It has even been suggested that the accounting profession is in no rush to change or even explain what is going on.

Society has a right to raise such questions. It also has a right to receive answers in a manner that facilitates a balanced and informed debate.

That is why it is important to address some inaccuracies that have appeared in the media on accounting, auditing and lack of action and progress in addressing many issues thrown up by the financial crisis.

At its simplest, accounting rules, such as the International Financial Reporting Standards (IFRS), are used by company directors in preparing financial statements that give a true and fair view of the financial position and performance of an entity.

External auditors, in turn, express their own opinion about whether those financial statements do, indeed, provide such a true and fair view. “True and fair” is one of those technical concepts referred to above.
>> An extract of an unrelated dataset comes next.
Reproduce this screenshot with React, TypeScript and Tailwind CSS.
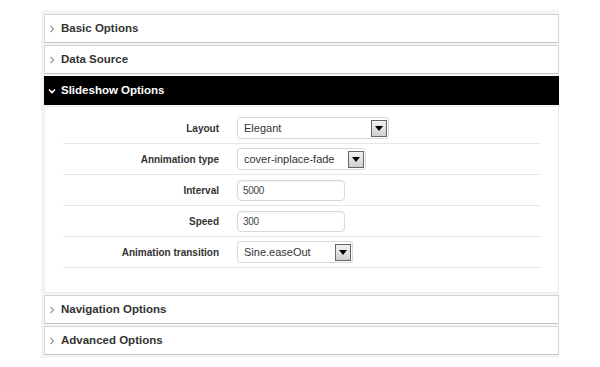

In essence it represents compliance with relevant accounting provisions of company law and applicable accounting standards such as IFRS. While it is possible to depart from the requirements of IFRS in certain circumstances, a legal opinion by Michael Moore QC concludes that the circumstances in which departure from a standard is appropriate are very limited.

Mr Moore’s opinion was not commissioned by the accountancy profession, but by the UK’s Financial Reporting Council (FRC), the independent Government-sponsored body responsible for promoting high quality governance and financial reporting and for regulating the accountancy and auditing professions.

IFRS standards are not set by the auditing profession but by the International Accounting Standards Board (IASB) whose members include securities regulators, analysts, academics, investors, and central bankers. It is chaired by a former finance minister from the Netherlands.

The IASB’s standard-setting activities are overseen and monitored by a complex governance mechanism that ensures standard-setting takes place in the public interest and that due process is observed.

Before application in the EU, IFRS are subject to a rigorous assessment by a number of expert committees that include representation from the ECB, banking supervisors, insurance supervisors and member states to ensure the standards meet the “true and fair” requirement of EU company law. Compliance with IFRS by listed companies, when preparing group accounts, is a requirement of both EU and Irish company law.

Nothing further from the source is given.